Arthur Mitchell and Todd Hardy made the mistake of choosing the timid approach toward both the economy (diversity with certainty) and the environment (protect and sustain).

But then Fentie can be justifiably accused of making the same mistake.

All three leaders, in fact, failed to adequately come to grips with the ambiguity, and therefore the long-term implications, of patronizing the notions of ‘diversified economy,’ ‘regulatory and administrative certainty’ and ‘economic and environmental sustainability.’

Given this across-the-board failure on the part of all parties to do the hard work of educating voters on these complex and ambiguous notions, voters will do what I would expect them to do: stay the course.

Neither Mitchell nor Hardy found it important to try to explain to voters (in ordinary language) just how wilderness protection, eco-tourism, travel-learning, cultural industries and the “sustainable” harvesting of trees and minerals converts to enhanced health care, full employment, social and economic equality, and innovative and worthwhile education.

Fentie didn’t have to.

For a government currently riding the wave of a rosy economy and with a wilderness that for all intents and purposes appears to be holding its own, ambiguity is not as serious a problem.

Unless and until opposition parties can better build and sell the case that undisturbed wilderness has economic value on par with resource development (which it does), and that a nonrenewable resource economy is mortal over time (which it is), Yukoners will be content with business as usual.

In order to persuade voters to change gears a party must be first willing, then capable, and eventually successful in cultivating new values among its citizenry.
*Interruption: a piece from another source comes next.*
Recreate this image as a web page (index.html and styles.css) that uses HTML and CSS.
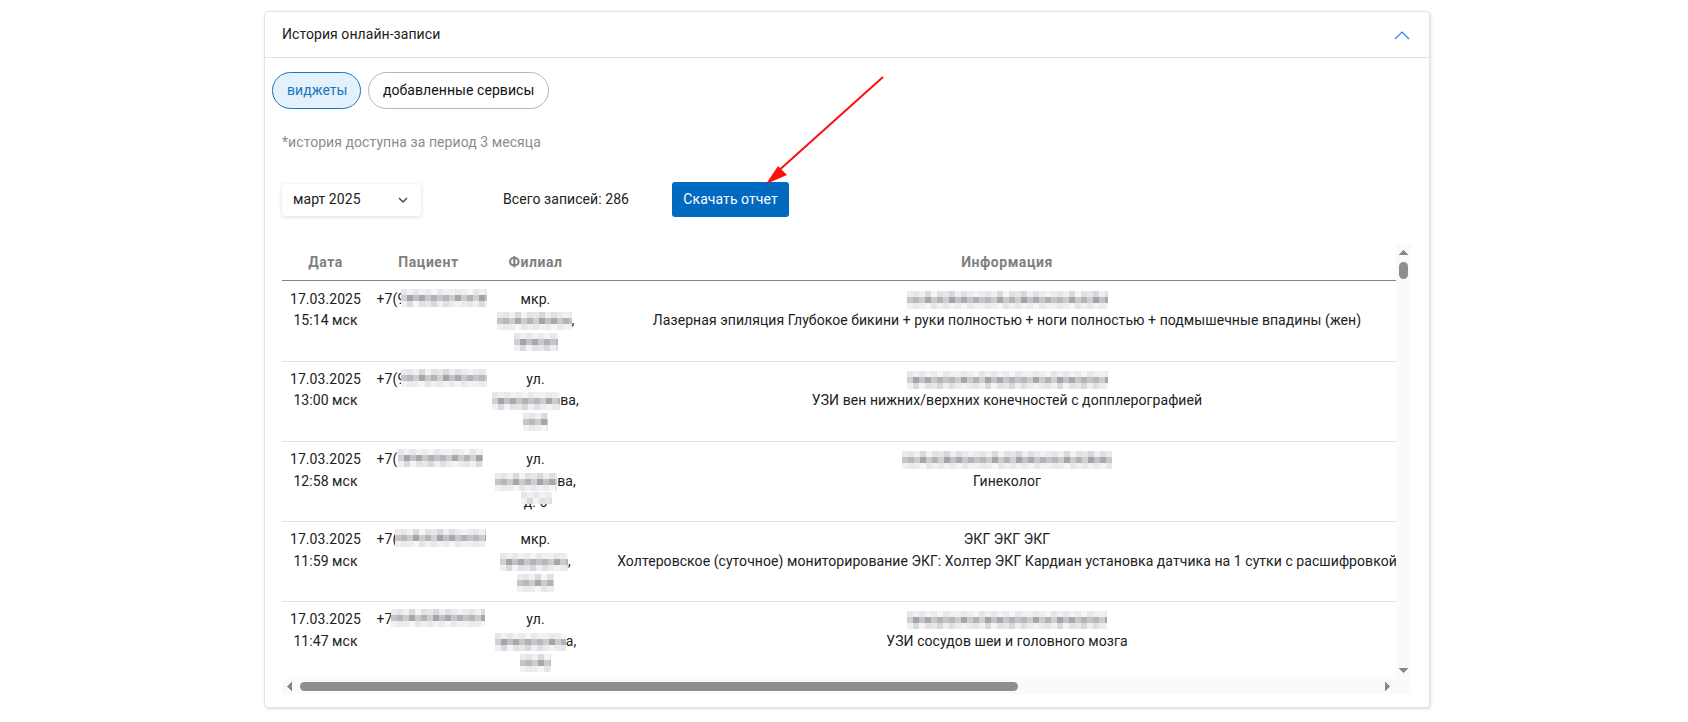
FILE: index.html
```html
<!DOCTYPE html>
<html lang="ru">
<head>
<meta charset="utf-8">
<title>История онлайн-записи</title>
<link rel="stylesheet" href="styles.css">
</head>
<body>
<section class="card">
  <header class="card-head">
    <span>История онлайн-записи</span>
    <svg class="collapse" width="16" height="10" viewBox="0 0 16 10"><path d="M1 9 L8 2 L15 9" fill="none" stroke="#2f7fef" stroke-width="1.2"/></svg>
  </header>
  <div class="pills">
    <button class="pill pill-on">виджеты</button>
    <button class="pill">добавленные сервисы</button>
  </div>
  <p class="note">*история доступна за период 3 месяца</p>
  <div class="toolbar">
    <div class="select"><span>март 2025</span>
      <svg width="10" height="6" viewBox="0 0 10 6"><path d="M1 1 L5 5 L9 1" fill="none" stroke="#444" stroke-width="1.4"/></svg>
    </div>
    <span class="total">Всего записей: 286</span>
    <button class="download">Скачать отчет</button>
  </div>
  <div class="grid-wrap">
    <div class="viewport">
      <table>
        <colgroup><col class="c-date"><col class="c-pat"><col class="c-fil"><col class="c-info"><col class="c-rest"></colgroup>
        <thead><tr><th>Дата</th><th>Пациент</th><th>Филиал</th><th>Информация</th><th></th></tr></thead>
        <tbody>
          <tr class="first">
            <td><div class="ln">17.03.2025</div><div class="ln">15:14 мск</div></td>
            <td class="phone">+7(9<i class="m m-alt ph1"></i></td>
            <td><div class="ln">мкр.</div><div class="ln"><i class="m f75"></i>,</div><div class="ln"><i class="m m-alt f44"></i></div></td>
            <td><div class="ln"><i class="m n201"></i></div><div class="ln">Лазерная эпиляция Глубокое бикини + руки полностью + ноги полностью + подмышечные впадины (жен)</div></td><td></td>
          </tr>
          <tr>
            <td><div class="ln">17.03.2025</div><div class="ln">13:00 мск</div></td>
            <td class="phone">+7(9<i class="m ph1"></i></td>
            <td><div class="ln">ул.</div><div class="ln"><i class="m m-alt f68"></i>ва,</div><div class="ln"><i class="m f25"></i></div></td>
            <td><div class="ln"><i class="m m-alt n201"></i></div><div class="ln">УЗИ вен нижних/верхних конечностей с допплерографией</div></td><td></td>
          </tr>
          <tr class="tall">
            <td><div class="ln">17.03.2025</div><div class="ln">12:58 мск</div></td>
            <td class="phone">+7(<i class="m m-alt ph2"></i></td>
            <td><div class="ln">ул.</div><div class="ln"><i class="m f62"></i>ва,</div><div class="ln"><span class="peek">д. 6<i class="m m-alt f31"></i></span></div></td>
            <td><div class="ln"><i class="m n210"></i></div><div class="ln">Гинеколог</div></td><td></td>
          </tr>
          <tr class="tall">
            <td><div class="ln">17.03.2025</div><div class="ln">11:59 мск</div></td>
            <td class="phone">+7(<i class="m ph3"></i></td>
            <td><div class="ln">мкр.</div><div class="ln"><i class="m m-alt f68"></i>,</div><div class="ln"><i class="m f37"></i></div></td>
            <td><div class="ln">ЭКГ ЭКГ ЭКГ</div><div class="ln">Холтеровское (суточное) мониторирование ЭКГ: Холтер ЭКГ Кардиан установка датчика на 1 сутки с расшифровкой</div></td><td></td>
          </tr>
          <tr class="tall">
            <td><div class="ln">17.03.2025</div><div class="ln">11:47 мск</div></td>
            <td class="phone">+7<i class="m ph4"></i></td>
            <td><div class="ln">ул.</div><div class="ln"><i class="m m-alt f71"></i>а,</div><div class="ln"><i class="m f31"></i></div></td>
            <td><div class="ln"><i class="m m-alt n200"></i></div><div class="ln">УЗИ сосудов шеи и головного мозга</div></td><td></td>
          </tr>
        </tbody>
      </table>
    </div>
    <div class="vbar">
      <i class="tri tri-up"></i>
      <i class="vthumb"></i>
      <i class="tri tri-down"></i>
    </div>
    <div class="hbar">
      <i class="tri tri-left"></i>
      <i class="hthumb"></i>
      <i class="tri tri-right"></i>
    </div>
    <div class="corner"></div>
  </div>
  <svg class="arrow" width="130" height="116" viewBox="0 0 130 116">
    <path d="M123 5 L16 101" stroke="#fb0f0f" stroke-width="2" fill="none"/>
    <path d="M6 112 L18 94 L27 103 Z" fill="#fb0f0f"/>
  </svg>
</section>
</body>
</html>
```

FILE: styles.css
```css
:root {
  --r1: linear-gradient(90deg, #eceaea 0 6px, #e4e6ea 6px 12px, #f1eff0 12px 18px, #d9dade 18px 24px, #f4f4f6 24px 30px, #e2e2e6 30px 36px, #e9e6e6 36px 42px, #d6d8dc 42px 48px, #efeff2 48px 54px, #e0e0e4 54px 60px, #ebebee 60px 66px, #f2f2f4 66px 72px);
  --r2: linear-gradient(90deg, #c6c4c6 0 6px, #b6b8bf 6px 12px, #cfcccc 12px 18px, #a9a6a8 18px 24px, #c8cbd2 24px 30px, #b8b2b0 30px 36px, #d0d0d4 36px 42px, #a2a4aa 42px 48px, #bfc2c8 48px 54px, #aaa8aa 54px 60px, #c6c8cc 60px 66px, #b0b2b8 66px 72px);
  --r3: linear-gradient(90deg, #f2f0f0 0 6px, #e8eaee 6px 12px, #eeeeee 12px 18px, #f6f6f6 18px 24px, #e6e6e8 24px 30px, #f0f0f2 30px 36px, #e6e8ec 36px 42px, #f3f1f1 42px 48px, #ebebeb 48px 54px, #f5f5f7 54px 60px, #e9e9ec 60px 66px, #f1f1f1 66px 72px);
}

* { box-sizing: border-box; }

html, body { height: 100%; }

body {
  margin: 0;
  padding: 11px 0 0 264px;
  background: #fff;
  color: #212121;
  font: 14px/21px Roboto, "Liberation Sans", Arial, sans-serif;
  letter-spacing: .065px;
  overflow: hidden;
}

.card {
  position: relative;
  width: 1166px;
  height: 697px;
  border: 1px solid #e4e4e4;
  border-radius: 4px;
  box-shadow: 1px 1px 3px rgba(0, 0, 0, .14);
}

.card-head {
  display: flex;
  align-items: center;
  justify-content: space-between;
  height: 46px;
  padding: 0 19px 0 17px;
  border-bottom: 1px solid #e2e2e2;
}

.pills {
  display: flex;
  gap: 7px;
  padding: 14px 0 0 7px;
}

.pill {
  height: 37px;
  padding: 0 14px;
  border: 1px solid #b5b5b5;
  border-radius: 19px;
  background: #fff;
  color: #111;
  font: inherit;
  letter-spacing: inherit;
}

.pill-on {
  width: 89px;
  border-color: #1a76c0;
  background: #e3f1fb;
  color: #1a76c0;
}

.note {
  margin: 23px 0 0 17px;
  color: #8c8c8c;
}

.toolbar {
  display: flex;
  align-items: center;
  height: 35px;
  margin: 29px 0 0 17px;
}

.select {
  display: flex;
  align-items: center;
  justify-content: space-between;
  width: 139px;
  height: 32px;
  padding: 0 13px 0 11px;
  border-radius: 4px;
  box-shadow: 0 1px 4px rgba(0, 0, 0, .14);
}

.total { margin-left: 82px; }

.download {
  width: 117px;
  height: 35px;
  margin-left: 43px;
  padding: 0;
  border: 0;
  border-radius: 3px;
  background: #0069c0;
  color: #fff;
  font: inherit;
  letter-spacing: inherit;
}

.grid-wrap {
  display: grid;
  grid-template: 435px 15px / 1114px 15px;
  width: 1129px;
  margin: 27px 0 0 17px;
}

.viewport { overflow: hidden; }

.vbar,
.hbar,
.corner { background: #fafafa; }

.vbar {
  display: flex;
  flex-direction: column;
  align-items: center;
  padding: 6px 0;
}

.hbar {
  display: flex;
  align-items: center;
  padding: 0 6px 0 5px;
}

.vthumb {
  width: 9px;
  height: 17px;
  margin-top: 7px;
  border-radius: 5px;
  background: #8e8e8e;
}

.hthumb {
  width: 718px;
  height: 9px;
  margin-left: 8px;
  border-radius: 5px;
  background: #8e8e8e;
}

.tri { display: block; flex: none; }

.tri-up {
  width: 9px;
  height: 5px;
  background: conic-gradient(from 138deg at 50% 0, #888 0 84deg, transparent 0);
}

.tri-down {
  width: 9px;
  height: 5px;
  margin-top: auto;
  background: conic-gradient(from -42deg at 50% 100%, #888 0 84deg, transparent 0);
}

.tri-left {
  width: 5px;
  height: 9px;
  background: conic-gradient(from 48deg at 0 50%, #888 0 84deg, transparent 0);
}

.tri-right {
  width: 5px;
  height: 9px;
  margin-left: auto;
  background: conic-gradient(from 228deg at 100% 50%, #888 0 84deg, transparent 0);
}

table {
  width: 1671px;
  table-layout: fixed;
  border-collapse: separate;
  border-spacing: 0;
}

.c-date { width: 87px; }
.c-pat { width: 119px; }
.c-fil { width: 95px; }
.c-info { width: 848px; }
.c-rest { width: 522px; }

th {
  height: 37px;
  padding: 0;
  border-bottom: 1px solid #848484;
  color: #808080;
  font-weight: 700;
  letter-spacing: .55px;
}

td {
  height: 80px;
  padding: 7px 0 0;
  border-bottom: 1px solid #e2e2e8;
  text-align: center;
  vertical-align: top;
  white-space: nowrap;
}

.first td { height: 81px; padding-top: 8px; }

.ln { height: 21px; }

.tall .ln:first-child { height: 22px; }

.phone {
  padding-left: 7.6px;
  text-align: left;
}

.m {
  display: inline-block;
  height: 18px;
  vertical-align: -5px;
  background:
    var(--r1) 0 0 / 72px 6px repeat-x,
    var(--r2) 0 6px / 72px 6px repeat-x,
    var(--r3) 0 12px / 72px 6px repeat-x;
}

.m-alt {
  background:
    var(--r3) -24px 0 / 72px 6px repeat-x,
    var(--r2) -36px 6px / 72px 6px repeat-x,
    var(--r1) -12px 12px / 72px 6px repeat-x;
}

.peek {
  position: relative;
  display: inline-block;
}

.peek .m {
  position: absolute;
  top: 0;
  left: -3px;
  height: 12px;
  background-position-y: 0, 0, 6px;
}

.phone .m { height: 20px; margin-left: -4px; }
.ph1 { width: 86px; }
.ph2 { width: 85px; margin-left: 1px !important; }
.ph3 { width: 91px; margin-left: -2px !important; }
.ph4 { width: 94px; margin-left: -2px !important; }

.f25 { width: 25px; }
.f31 { width: 31px; }
.f37 { width: 37px; }
.f44 { width: 44px; }
.f62 { width: 62px; }
.f68 { width: 68px; }
.f71 { width: 71px; }
.f75 { width: 75px; }

.n200 { width: 200px; }
.n201 { width: 201px; }
.n210 { width: 210px; }

.arrow {
  position: absolute;
  left: 495px;
  top: 60px;
}
```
Not new policies or programs, but new values.

The key word here is to cultivate.

To cultivate — to foster growth, to care for or study or refine, to further encourage — takes time.

Values like carrots cannot be rushed. If they are, they will be stunted, abnormal and useless.

If the Liberals or NDP had a more thorough, thoughtful and less ambiguous approach to the economy and the environment, or if the Yukon Party had done irreparable damage to the environment or slowed the economy, this election would turn out differently.

But voters who tilt even slightly toward a conservative point of view continue to see the left as trying to impose a political correctness they don’t trust and therefore highly resent.

And those who lean slightly more liberal still see the stability and diversity of the current Yukon economy as reason enough to bite their lips and vote their paycheque.

Cultivating a brighter future is all about timing.

Dennis Fentie will be given more time – another term in which to reinforce his notion that conservatives can manage wilderness, create economy, provide for the welfare of Yukoners, and do so more efficiently than can the opposition.

The Liberals and NPD can now go back and begin the systematic and important work of cultivating serious ecological values – values that make an unambiguous and enduring link between economy and environment.